Free more than held his own, although Freeney's interest level in this game probably wasn't that high.
But back to my amusement. What are scouts looking "for" in the draft when a player gets his butt beat in a bowl game?
The obvious answer from most scouts:
Blake is an outstanding talent and will be one of the best college defensive players in the country this season. A repeat of his junior year performance will make him a first-round draft pick in April, maybe even a high first-round pick. Therefore, it's no disgrace when Blake gets the best of you.
(Pay attention here, Gary Patterson.)
Said one scout, and it was repeated by several others: "That coach at TCU does a great job in finding talent and developing talent.
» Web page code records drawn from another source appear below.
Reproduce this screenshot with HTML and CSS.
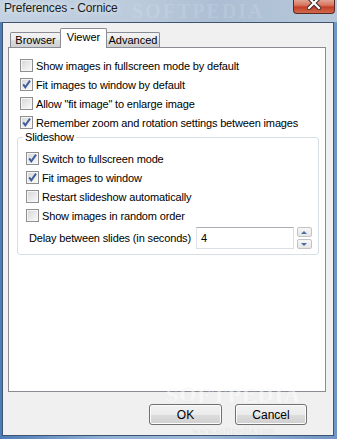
FILE: index.html
```html
<!DOCTYPE html>
<html lang="en">
<head>
  <meta charset="UTF-8" />
  <meta name="viewport" content="width=device-width, initial-scale=1.0" />
  <title>Preferences - Cornice</title>
  <link rel="stylesheet" href="styles.css">
</head>
<body>
  <div class="window">
    <div class="titlebar">
      <span class="title">Preferences - Cornice</span>
      <span class="close">
        <svg width="14" height="10" viewBox="0 0 14 10">
          <path d="M2 -2 L12 8 M12 -2 L2 8" stroke="#3a2a28" stroke-width="4.2" stroke-linecap="square"/>
          <path d="M2 -2 L12 8 M12 -2 L2 8" stroke="#fff" stroke-width="2.2" stroke-linecap="square"/>
        </svg>
      </span>
    </div>

    <div class="client">
      <div class="tabs">
        <div class="tab tab-browser">Browser</div>
        <div class="tab tab-viewer active">Viewer</div>
        <div class="tab tab-advanced">Advanced</div>
      </div>

      <div class="panel">
        <label class="check"><span class="cb"></span>Show images in fullscreen mode by default</label>
        <label class="check"><span class="cb on"></span>Fit images to window by default</label>
        <label class="check"><span class="cb"></span>Allow "fit image" to enlarge image</label>
        <label class="check"><span class="cb on"></span>Remember zoom and rotation settings between images</label>

        <fieldset class="group">
          <legend>Slideshow</legend>
          <label class="check"><span class="cb on"></span>Switch to fullscreen mode</label>
          <label class="check"><span class="cb on"></span>Fit images to window</label>
          <label class="check"><span class="cb"></span>Restart slideshow automatically</label>
          <label class="check"><span class="cb"></span>Show images in random order</label>
          <div class="delay">
            <span class="delay-label">Delay between slides (in seconds)</span>
            <span class="field">4</span>
            <span class="spin">
              <span class="spin-btn"><span class="tri up"></span></span>
              <span class="spin-btn"><span class="tri down"></span></span>
            </span>
          </div>
        </fieldset>
      </div>

      <div class="buttons">
        <button class="btn">OK</button>
        <button class="btn">Cancel</button>
      </div>
    </div>

    <div class="wm wm-top">SOFTPEDIA</div>
    <div class="wm wm-bottom">SOFTPEDIA</div>
    <div class="wm wm-url">www.softpedia.com</div>
  </div>
</body>
</html>
```

FILE: styles.css
```css
html    { -webkit-text-size-adjust: 100%; text-size-adjust: 100%; }
body    { margin: 0; font-family: "Liberation Sans", Arial, sans-serif; font-size: 11px; color: #000; }

.window {
  position: relative; width: 337px; height: 439px; box-sizing: border-box;
  display: flex; flex-direction: column; overflow: hidden;
  background: linear-gradient(to right, #4d7cb6, #8fb0d6 30%, #9db8d6 60%, #6f96c6);
}

/* title bar (glass) */
.titlebar {
  height: 22px; flex: none; display: flex; align-items: flex-start;
  background: linear-gradient(to right, #c3d2e2, #bccbdc 40%, #acbed3 65%, #b7c8da);
}
.title {
  padding-left: 4px; line-height: 16px; font-size: 12px; letter-spacing: -0.15px;
  color: #1b1b1b; text-shadow: 0 0 6px rgba(255,255,255,.9);
}
.close {
  margin-left: auto; margin-right: 2px; width: 40px; height: 13px;
  border: 1px solid #5a2a22; border-top: none; border-radius: 0 0 4px 4px;
  background: linear-gradient(#e3a392 0, #d67560 40%, #c63e27 55%, #cf6a4c 100%);
  display: flex; justify-content: center; align-items: flex-start;
}

/* client area */
.client {
  flex: 1; margin: 0 3px 3px 2px;
  border: 1px solid #3e5470; background: #f0f0f0;
  display: flex; flex-direction: column;
}

.tabs   { display: flex; align-items: flex-end; height: 19px; margin-top: 5px; padding-left: 7px; }
.tab    {
  box-sizing: border-box; height: 15px; line-height: 14px; text-align: center;
  border: 1px solid #898c95; border-bottom: none; border-radius: 2px 2px 0 0;
  background: linear-gradient(#f3f3f3, #ebebeb 50%, #dddddd 51%, #cfcfcf);
}
.tab-browser  { width: 51px; }
.tab-viewer   { width: 47px; margin-left: -1px; }
.tab-advanced { width: 54px; margin-left: -1px; }
.tab.active {
  height: 20px; margin-bottom: -1px; line-height: 16px;
  background: #fff; position: relative; z-index: 1;
}

.panel  {
  box-sizing: border-box; height: 345px; margin: 0 7px 0 5px; padding: 8px 6px 0 8px;
  border: 1px solid #898c95; background: #fff;
}

/* checkboxes */
.check  { display: flex; align-items: center; gap: 3px; height: 19px; padding-left: 3px; letter-spacing: -0.15px; }
.cb     {
  box-sizing: border-box; width: 13px; height: 13px; flex: none;
  border: 1px solid #8f8f8f; box-shadow: inset 0 0 0 1px #f6f6f6;
  background: linear-gradient(135deg, #d3d5d8, #f0f0f0 70%, #fbfbfb);
}
.cb.on  {
  background:
    url("data:image/svg+xml;utf8,<svg xmlns='http://www.w3.org/2000/svg' width='11' height='11'><path d='M2.2 5.4 L4.3 8.4 L9 1.6' fill='none' stroke='%23405c9a' stroke-width='1.9'/></svg>") center / 11px 11px no-repeat,
    linear-gradient(135deg, #d3d5d8, #f0f0f0 70%, #fbfbfb);
}

/* slideshow group */
.group  {
  margin: -1px 0 0 0; padding: 5px 0 5px 8px;
  border: 1px solid #d5dfe5; border-radius: 3px;
}
.group legend { padding: 0 2px; margin-left: -3px; line-height: 13px; letter-spacing: -0.15px; }
.group .check { padding-left: 0; }

.delay  { display: flex; align-items: center; height: 22px; margin-top: 2px; padding-left: 3px; letter-spacing: -0.15px; }
.field  {
  box-sizing: border-box; width: 98px; height: 22px; margin-left: 5px; padding-left: 4px; line-height: 20px;
  border: 1px solid #dbdfe6; border-top-color: #abadb3; border-left-color: #e2e3ea;
  background: #fff;
}
.spin   { display: flex; flex-direction: column; gap: 2px; margin-left: 3px; }
.spin-btn {
  box-sizing: border-box; width: 15px; height: 10px;
  border: 1px solid #c3c3c3; border-radius: 2px;
  background: linear-gradient(#f6f6f6, #e6e6e6);
  display: flex; justify-content: center; align-items: center;
}
.tri    { width: 0; height: 0; border-left: 3px solid transparent; border-right: 3px solid transparent; }
.tri.up   { border-bottom: 3px solid #4b6aa3; }
.tri.down { border-top: 3px solid #4b6aa3; }

/* dialog buttons */
.buttons { display: flex; justify-content: flex-end; gap: 13px; margin-top: 12px; padding-right: 26px; }
.btn    {
  box-sizing: border-box; width: 73px; height: 21px; padding: 0;
  font: inherit; font-size: 12px; color: #000;
  border: 1px solid #707070; border-radius: 3px;
  background: linear-gradient(#f2f2f2, #ebebeb 50%, #dddddd 51%, #cfcfcf);
  box-shadow: inset 0 0 0 1px #fcfcfc;
}
.btn + .btn { width: 72px; }

/* watermark */
.wm     { position: absolute; font-family: "Liberation Serif", serif; font-weight: bold; pointer-events: none; }
.wm-top { left: 132px; top: 0; font-size: 20px; line-height: 22px; letter-spacing: 2px; color: rgba(255,255,255,.12); }
.wm-bottom { left: 166px; top: 382px; font-size: 22px; letter-spacing: 1px;
  color: rgba(255,255,255,.5); -webkit-text-stroke: 0.5px rgba(0,0,0,.06); }
.wm-url { left: 192px; top: 425px; font-size: 10px; line-height: 11px; color: rgba(0,0,0,.06); }
```
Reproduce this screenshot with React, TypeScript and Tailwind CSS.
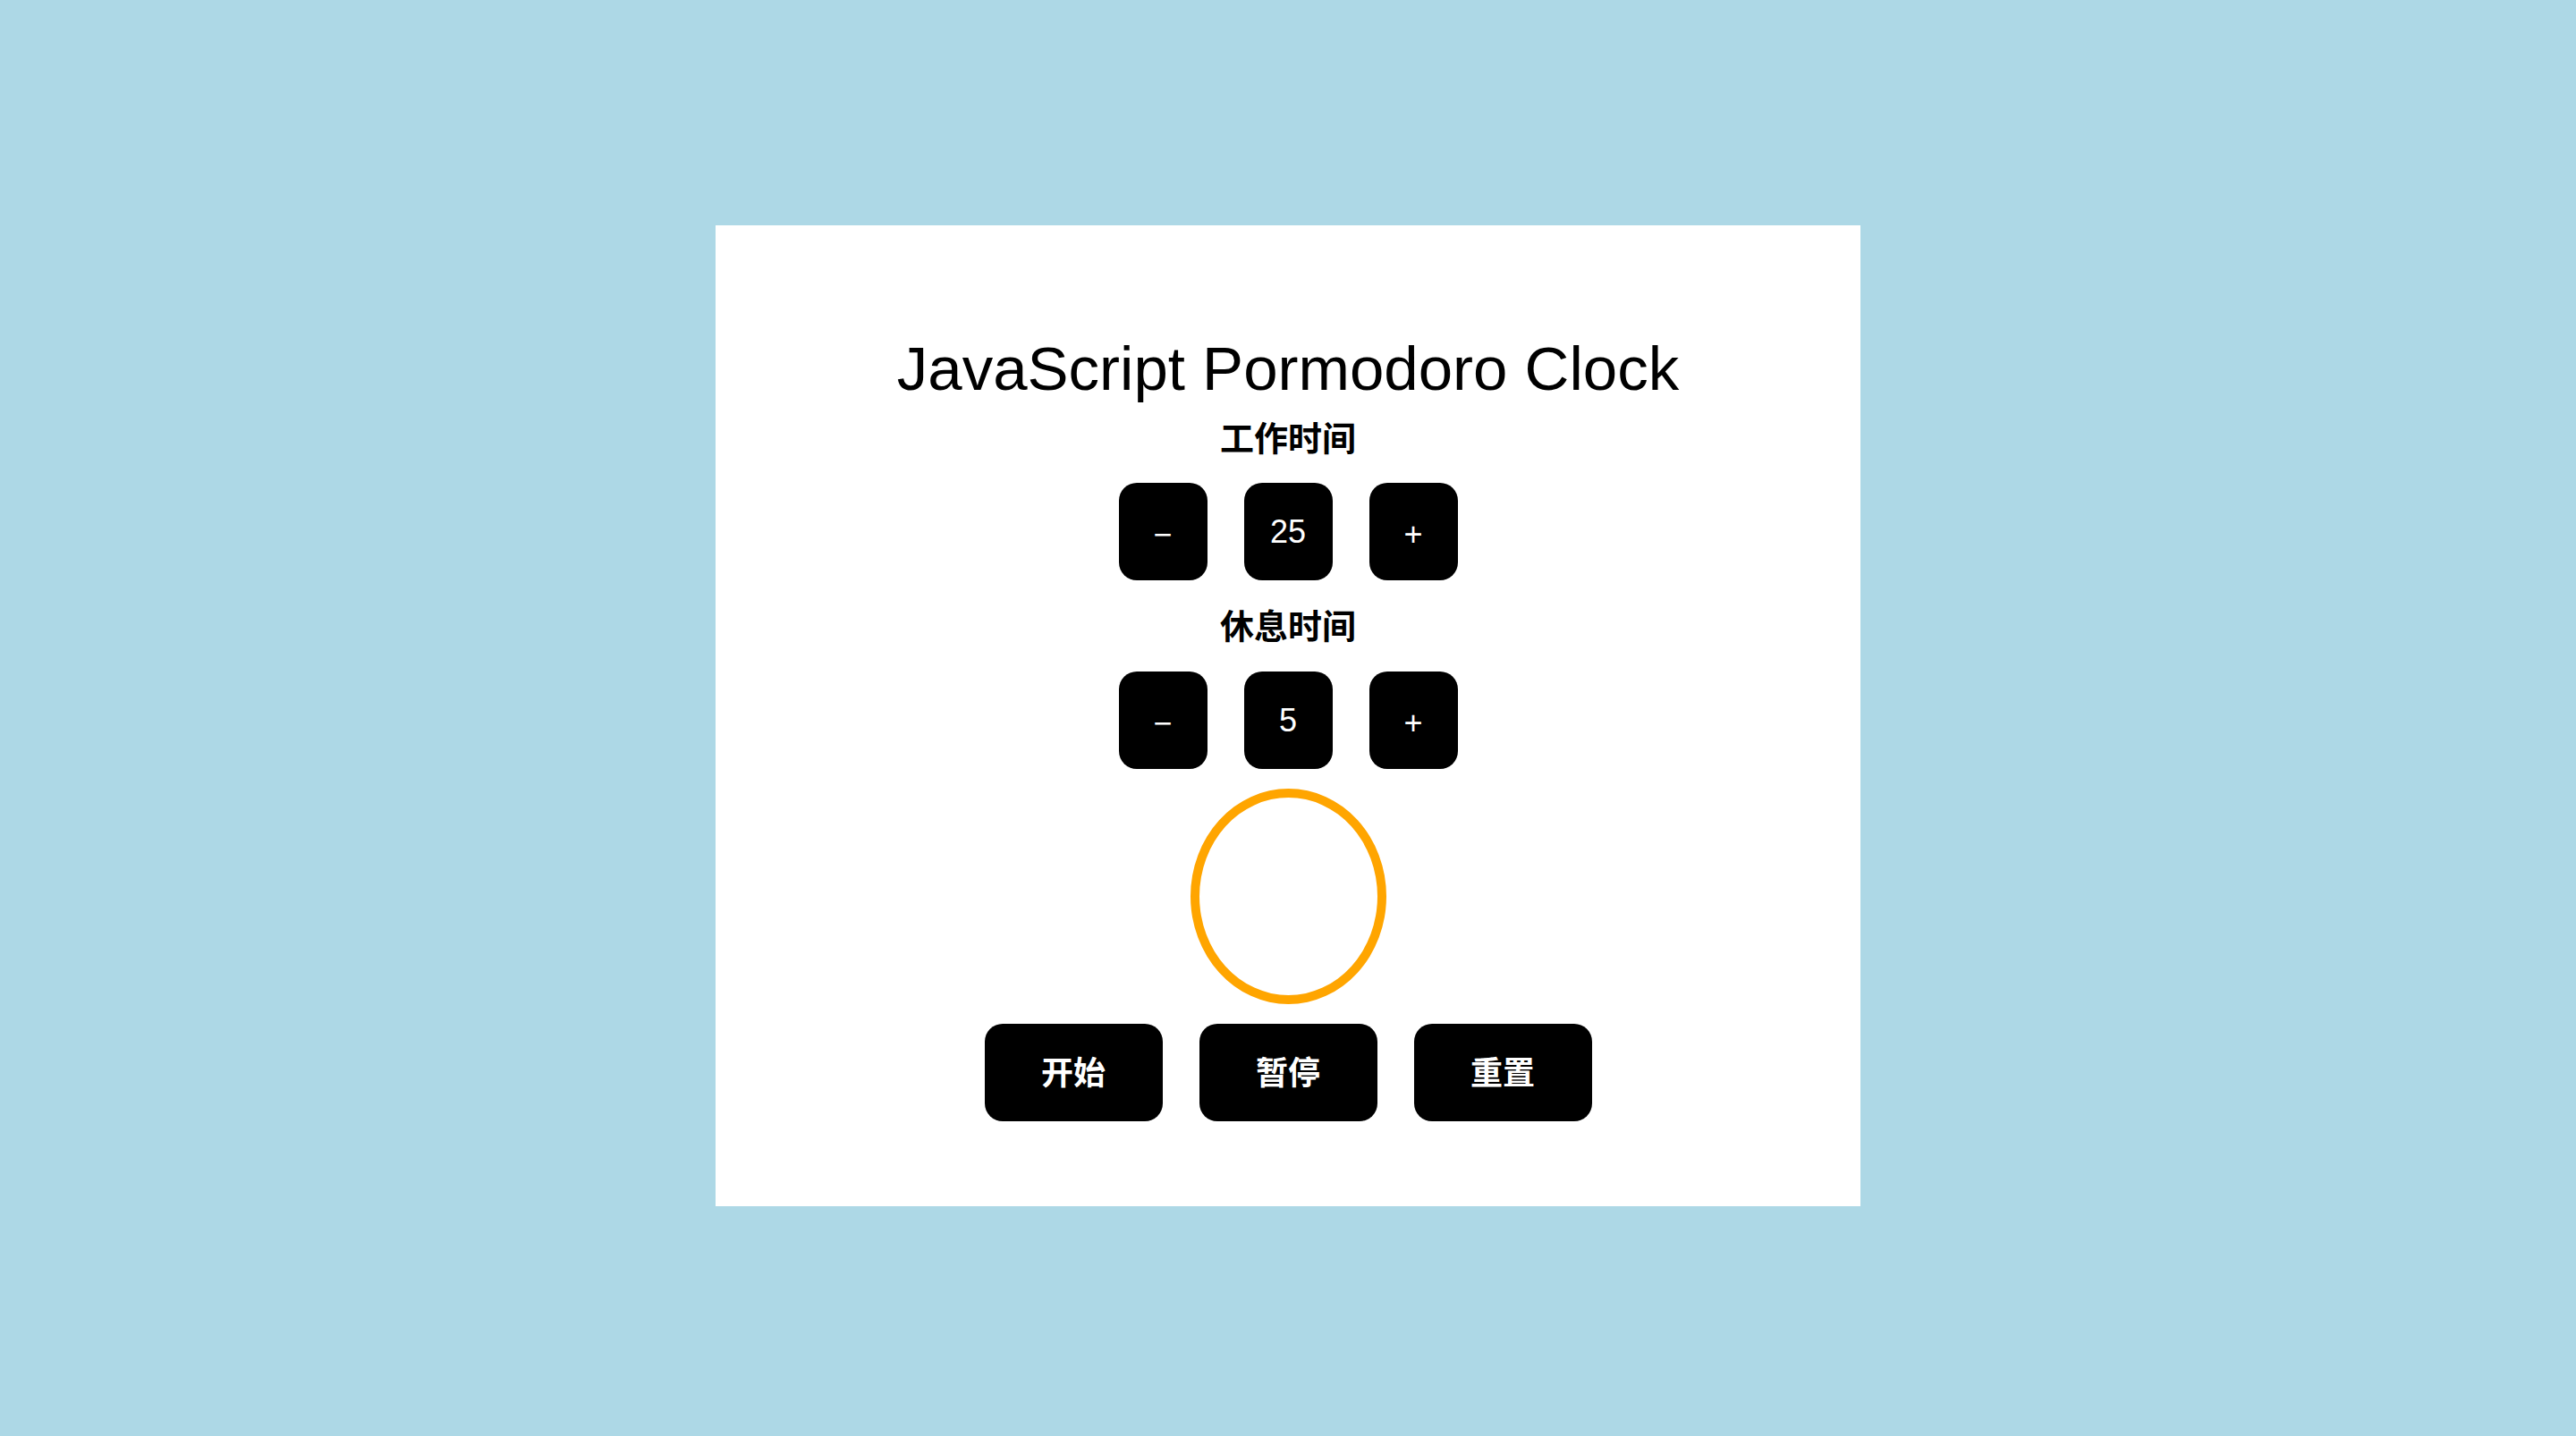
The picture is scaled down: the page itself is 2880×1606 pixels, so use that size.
import React from "react";

const latin = { fontFamily: '"Liberation Sans", Arial, "Noto Sans CJK SC", sans-serif' };
const cjk = { fontFamily: '"Liberation Sans", "Noto Sans CJK SC", sans-serif' };

function SmallBtn({ children, sym }: { children: React.ReactNode; sym?: boolean }) {
  return (
    <button
      className={
        sym
          ? "w-[99px] h-[109px] rounded-[20px] bg-black text-white text-[36px] leading-none flex items-center justify-center pt-[6px]"
          : "w-[99px] h-[109px] rounded-[20px] bg-black text-white text-[36px] leading-none flex items-center justify-center"
      }
      style={latin}
    >
      {children}
    </button>
  );
}

function BigBtn({ children }: { children: React.ReactNode }) {
  return (
    <button
      className="w-[199px] h-[109px] rounded-[20px] bg-black text-white text-[36px] font-semibold leading-none flex items-center justify-center pt-[3px]"
      style={cjk}
    >
      {children}
    </button>
  );
}

export default function App() {
  return (
    <div className="w-full min-h-screen bg-[#add8e6] flex justify-center pt-[252px]">
      <div className="w-[1280px] h-[1097px] bg-white flex flex-col items-center pt-[126px]">
        <h1 className="text-[69px] leading-[69px] text-black font-normal" style={latin}>
          JavaScript Pormodoro Clock
        </h1>
        <div className="mt-[25px] text-[38px] leading-[38px] font-semibold text-black" style={cjk}>
          工作时间
        </div>
        <div className="mt-[30px] flex gap-[41px]">
          <SmallBtn sym>−</SmallBtn>
          <SmallBtn>25</SmallBtn>
          <SmallBtn sym>+</SmallBtn>
        </div>
        <div className="mt-[33px] text-[38px] leading-[38px] font-semibold text-black" style={cjk}>
          休息时间
        </div>
        <div className="mt-[31px] flex gap-[41px]">
          <SmallBtn sym>−</SmallBtn>
          <SmallBtn>5</SmallBtn>
          <SmallBtn sym>+</SmallBtn>
        </div>
        <div className="mt-[22px] w-[219px] h-[241px] rounded-[50%] border-[10px] border-[#ffa500]" />
        <div className="mt-[22px] flex gap-[41px]">
          <BigBtn>开始</BigBtn>
          <BigBtn>暂停</BigBtn>
          <BigBtn>重置</BigBtn>
        </div>
      </div>
    </div>
  );
}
He can take high school players maybe the Big 12 overlooks and turn them into something.
"TCU puts good players on the field. That's the first thing you notice when you bring in a TCU player. He has been well-schooled, and he knows what it means to be worked hard during the week, and he knows how to prepare for a game. Those kids have plenty of football savvy."
So, in the Cowboys' scouting department, they watched Free struggle badly against Blake in that bowl game, but still liked him. Why?
"Technique," answered a scout, which is a polite way of saying they thought Free could use some coaching, particularly by Tony Sparano, quickly gaining a reputation as a highly respected offensive line coach.
Even after the San Diego bowl game, the Cowboys were interested enough in Free that Sparano, scouting director Jeff Ireland and Tom Ciskowski, the assistant scouting director, all made a trip to the Northern Illinois campus to work him out.
Based on the early returns, it was a good call.
And the NFL exhibition season is a good place to get answers that might be of interest only to me.